Well I have been using the book "Elementary Calculus: An Infinitesimal Approach" and you do exactly that for the methods taught in the book. For example

Find:

$$\left ^{lim} _{x \rightarrow \infty} \right \frac {3x^{4}+5x -2}{2x^{4}-6x^{3}+7}$$

the way that it is taught in the book to solve this limit is:

$$\frac {3H^{4}+5H-2}{2H^{4}+6H^{3}+7} = \frac {3+5H^{-3}-2H^{-4}} {2-6H^{-1}+7H^{-4}}$$

and then a portion of this you are probably not familiar with is standard parts, the standard parts to an expression is the real number/variables and the 'hyperreal numbers/variables' are not part of the standard parts of an expression. and H is a hyperreal number and thus it is not taken when taking standard parts so to solve this, using the method taught in the book you would take:

$$st(\frac {3H^{4}+5H-2}{2H^{4}+6H^{3}+7}) = \frac{3+0-0}{2-0+0} =\frac {3}{2}$$

I want to learn the "standard" way of doing it though, but how can I factor out t from the denominator when it is in a binomial inside a square root?

 

[physicsman2]

Well I have been using the book "Elementary Calculus: An Infinitesimal Approach" and you do exactly that for the methods taught in the book. For example

Find:

$$\left ^{lim} _{x \rightarrow \infty} \right \frac {3x^{4}+5x -2}{2x^{4}-6x^{3}+7}$$

the way that it is taught in the book to solve this limit is:

$$\frac {3H^{4}+5H-2}{2H^{4}+6H^{3}+7} = \frac {3+5H^{-3}-2H^{-4}} {2-6H^{-1}+7H^{-4}}$$

and then a portion of this you are probably not familiar with is standard parts, the standard parts to an expression is the real number/variables and the 'hyperreal numbers/variables' are not part of the standard parts of an expression. and H is a hyperreal number and thus it is not taken when taking standard parts so to solve this, using the method taught in the book you would take:

$$st(\frac {3H^{4}+5H-2}{2H^{4}+6H^{3}+7}) = \frac{3+0-0}{2-0+0} =\frac {3}{2}$$

I want to learn the "standard" way of doing it though, but how can I factor out t from the denominator when it is in a binomial inside a square root?

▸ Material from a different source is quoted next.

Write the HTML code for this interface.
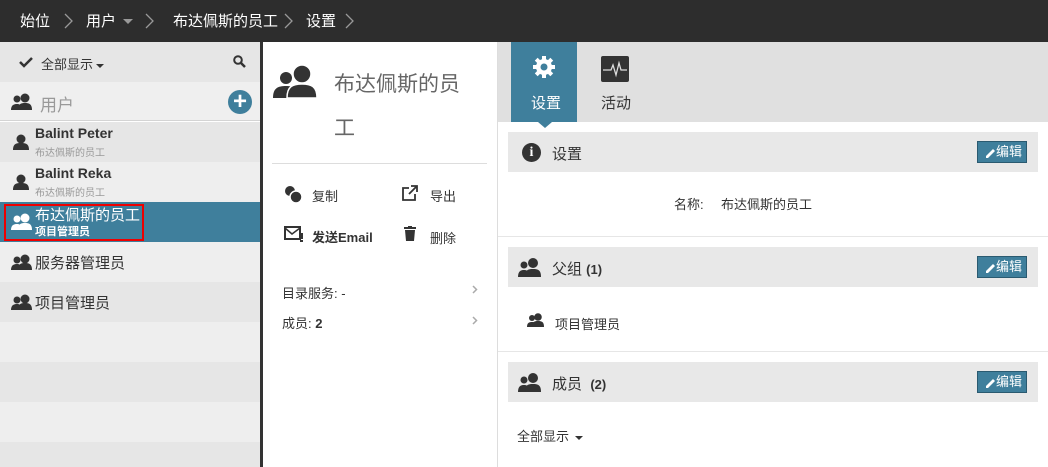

The way I see it, that is the "standard" way. Observing the degrees of the variables in both the numerator and denominator and applying the limit at infinity is usually the way to go, like you showed in your example.

Because you have a binomial in the square root is the reason you can factor it out and take the square root of it to get t.

Do you understand?

 

[Asphyxiated]

ok well i think that you mean this:

$$\sqrt{4t^{2}+1} = \sqrt{(2t+1)(2t-1)}$$

but that works out to 4t^2-1 and (2t+1)(2t+1) is a trinomial, so... yeah

 

[physicsman2]

ok well i think that you mean this:

$$\sqrt{4t^{2}+1} = \sqrt{(2t+1)(2t-1)}$$

but that works out to 4t^2-1 and (2t+1)(2t+1) is a trinomial, so... yeah

Don't factor it, factor out a t^2. You should get sqrt(t^2(1 + 1/t^2)), right? I think you can go from there.

 

[Asphyxiated]

well I might have went around this a round-about way but basically it is like this:

$$\frac {t} {\sqrt{4t^{2}+1}}$$

$$\frac{t} {\sqrt{4t^{2}(1+\frac{1}{4t^{2}})}}$$

$$\frac{t} {(2t)\sqrt{1+\frac{1}{4t^{2}}}}$$

$$\frac{1} {(2)(\sqrt{1+\frac{1}{4t^{2}}}}$$

$$st(\frac{1} {(2)(\sqrt{1+\frac{1}{4t^{2}}})})$$

$$\frac {1}{2}$$

is that right?

 

[physicsman2]

well I might have went around this a round-about way but basically it is like this:

$$\frac {t} {\sqrt{4t^{2}+1}}$$

$$\frac{t} {\sqrt{4t^{2}(1+\frac{1}{4t^{2}})}}$$

$$\frac{t} {(2t)\sqrt{1+\frac{1}{4t^{2}}}}$$

$$\frac{1} {(2)(\sqrt{1+\frac{1}{4t^{2}}}}$$

$$st(\frac{1} {(2)(\sqrt{1+\frac{1}{4t^{2}}})})$$

$$\frac {1}{2}$$

is that right?

That is right. So it looks like you understand how to do it.

 

[Mark44]

Let's get the limit back in.
$$\lim_{t \to \infty} \frac{t}{\sqrt{4t^2 + 1}}= \lim_{t \to \infty} \frac{t}{t \sqrt{4 + 1/t^2}}= \lim_{t \to \infty} \frac{1}{1 \sqrt{4 + 1/t^2}} = \frac{1}{2}$$

For any finite value of t, t/t = 1, and this is also true in the limit. As t grows large without bound, the 1/t^2 term in the radical approaches zero, so the whole fraction approaches 1/sqrt(4) = 1/2.